Lors de publication d’une interview "censurée" de la femme médecin qui avait informé le lanceur d’alerte Li Wenliang, le journal Le Monde pour souligner le caractère implacable de la censure chinoise à faire disparaitre d’internet la dite interview, écrivait :
« Des copies photos du texte de Ren Wu, ainsi que des traductions automatiques dans toutes sortes de langages codés ou parfois ésotériques difficilement détectables par les outils électroniques de la censure, comme le braille, ou les hiéroglyphes égyptiens, se sont alors mises à circuler sur WeChat, la messagerie chinoise. »

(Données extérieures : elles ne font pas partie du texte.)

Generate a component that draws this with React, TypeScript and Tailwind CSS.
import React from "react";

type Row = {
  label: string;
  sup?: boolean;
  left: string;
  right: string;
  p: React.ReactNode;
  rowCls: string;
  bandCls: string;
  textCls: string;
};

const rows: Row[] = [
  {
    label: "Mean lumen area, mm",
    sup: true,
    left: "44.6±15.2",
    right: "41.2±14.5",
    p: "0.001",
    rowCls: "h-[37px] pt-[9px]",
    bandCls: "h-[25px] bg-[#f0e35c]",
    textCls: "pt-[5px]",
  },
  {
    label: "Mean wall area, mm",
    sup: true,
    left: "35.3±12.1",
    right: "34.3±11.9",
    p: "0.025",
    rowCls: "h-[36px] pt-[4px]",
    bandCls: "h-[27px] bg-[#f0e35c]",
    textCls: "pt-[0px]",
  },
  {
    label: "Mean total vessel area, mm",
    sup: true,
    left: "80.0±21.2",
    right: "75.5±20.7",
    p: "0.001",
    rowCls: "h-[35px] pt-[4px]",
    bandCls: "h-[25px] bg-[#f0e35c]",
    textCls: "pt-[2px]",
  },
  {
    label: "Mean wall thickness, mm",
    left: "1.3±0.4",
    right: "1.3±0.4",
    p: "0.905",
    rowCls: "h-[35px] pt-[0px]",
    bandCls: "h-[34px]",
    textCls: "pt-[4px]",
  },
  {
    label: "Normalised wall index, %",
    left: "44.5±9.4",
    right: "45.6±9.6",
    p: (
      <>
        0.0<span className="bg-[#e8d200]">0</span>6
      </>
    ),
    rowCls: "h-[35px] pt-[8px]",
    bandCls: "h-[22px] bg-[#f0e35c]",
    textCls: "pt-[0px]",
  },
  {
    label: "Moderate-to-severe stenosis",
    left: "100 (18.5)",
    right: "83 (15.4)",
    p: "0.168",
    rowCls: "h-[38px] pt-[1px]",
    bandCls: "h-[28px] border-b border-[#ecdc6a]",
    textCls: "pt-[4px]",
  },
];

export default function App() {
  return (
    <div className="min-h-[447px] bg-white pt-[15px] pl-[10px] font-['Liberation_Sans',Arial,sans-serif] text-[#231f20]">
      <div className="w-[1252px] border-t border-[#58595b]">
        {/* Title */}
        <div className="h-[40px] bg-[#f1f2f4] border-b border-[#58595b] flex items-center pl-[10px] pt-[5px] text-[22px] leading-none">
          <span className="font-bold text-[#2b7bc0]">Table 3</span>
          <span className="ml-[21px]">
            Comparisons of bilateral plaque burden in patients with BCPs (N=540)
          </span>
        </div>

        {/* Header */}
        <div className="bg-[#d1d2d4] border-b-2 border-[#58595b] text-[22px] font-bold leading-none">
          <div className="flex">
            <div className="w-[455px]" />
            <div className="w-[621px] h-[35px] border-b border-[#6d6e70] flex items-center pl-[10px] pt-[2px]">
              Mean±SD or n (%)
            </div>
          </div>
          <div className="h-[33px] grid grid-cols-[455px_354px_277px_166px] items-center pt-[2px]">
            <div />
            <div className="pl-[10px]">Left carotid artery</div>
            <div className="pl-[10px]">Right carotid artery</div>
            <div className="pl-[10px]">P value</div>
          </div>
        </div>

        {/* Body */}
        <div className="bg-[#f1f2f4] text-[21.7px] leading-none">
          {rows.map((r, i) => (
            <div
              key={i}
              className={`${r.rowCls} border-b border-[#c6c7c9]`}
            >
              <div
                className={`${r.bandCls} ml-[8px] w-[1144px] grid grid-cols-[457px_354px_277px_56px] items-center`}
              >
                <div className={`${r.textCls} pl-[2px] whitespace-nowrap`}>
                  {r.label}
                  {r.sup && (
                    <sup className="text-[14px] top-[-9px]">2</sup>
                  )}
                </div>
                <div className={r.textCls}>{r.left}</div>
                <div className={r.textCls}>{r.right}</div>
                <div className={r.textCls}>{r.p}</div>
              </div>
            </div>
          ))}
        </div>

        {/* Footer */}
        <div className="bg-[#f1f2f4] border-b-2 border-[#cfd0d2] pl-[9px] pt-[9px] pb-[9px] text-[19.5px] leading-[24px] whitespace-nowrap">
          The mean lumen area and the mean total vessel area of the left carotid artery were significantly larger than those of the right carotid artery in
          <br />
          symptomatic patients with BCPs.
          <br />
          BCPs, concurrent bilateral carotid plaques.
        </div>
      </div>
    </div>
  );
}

Chers "journalistes" de la circulation circulaire des médias tel "Le Monde", si vous trouvez un moyen informatique qui permette de faire une traduction même vaguement approximative du chinois vers les hiéroglyphes égyptiens et retour vers le chinois, merci de nous le faire connaitre.
Ne parlez pas du logiciel Fabricius de Google, outre qu’il soit sorti 4 mois après vos articles, et malgré toute l’intelligence artificielle qu’il contient, il est encore à des années lumières de votre fake news. Plus incroyable encore, une simple recherche "Ai Fen Ren Wu 艾芬 人物" sur weibo.com donnait accès, lors de la diffusion de la fake news, à une version parfaitement lisible du texte de Ren Wu. Et c’est toujours le cas début 2021. Quand un "régime" n’arrive pas à bloquer les requêtes "Ai Fen Ren Wu". Peut-on encore parler de censure ?

Quand allez-vous arrêter de déverser dans nos têtes, ce genre de bouillie pour chats, tout juste bonne à faire de nous des proies offertes aux maitres de l’intox, aux Adrian Zenz, Mike Pompeo ou Joe Biden.

Rappelons Michel Castex : "nous l’avons couverte dans le noir, et nous n’avons pressenti qu’après, en actionnant l’interrupteur de la raison critique". Quand allez-vous rallumer les Lumières ? Espèrons qu’une partie d’entre-vous, propage ces fake news toutes lumières éteintes. Il est grand temps d’ouvrir les yeux. Winter is coming.

Un gilet jaune inconnu.

24/04/2021 20:09 par laurent Emor

Avez vous trouvé un traducteur pour l’article de PS ? Sinon je vous le traduit pour lundi.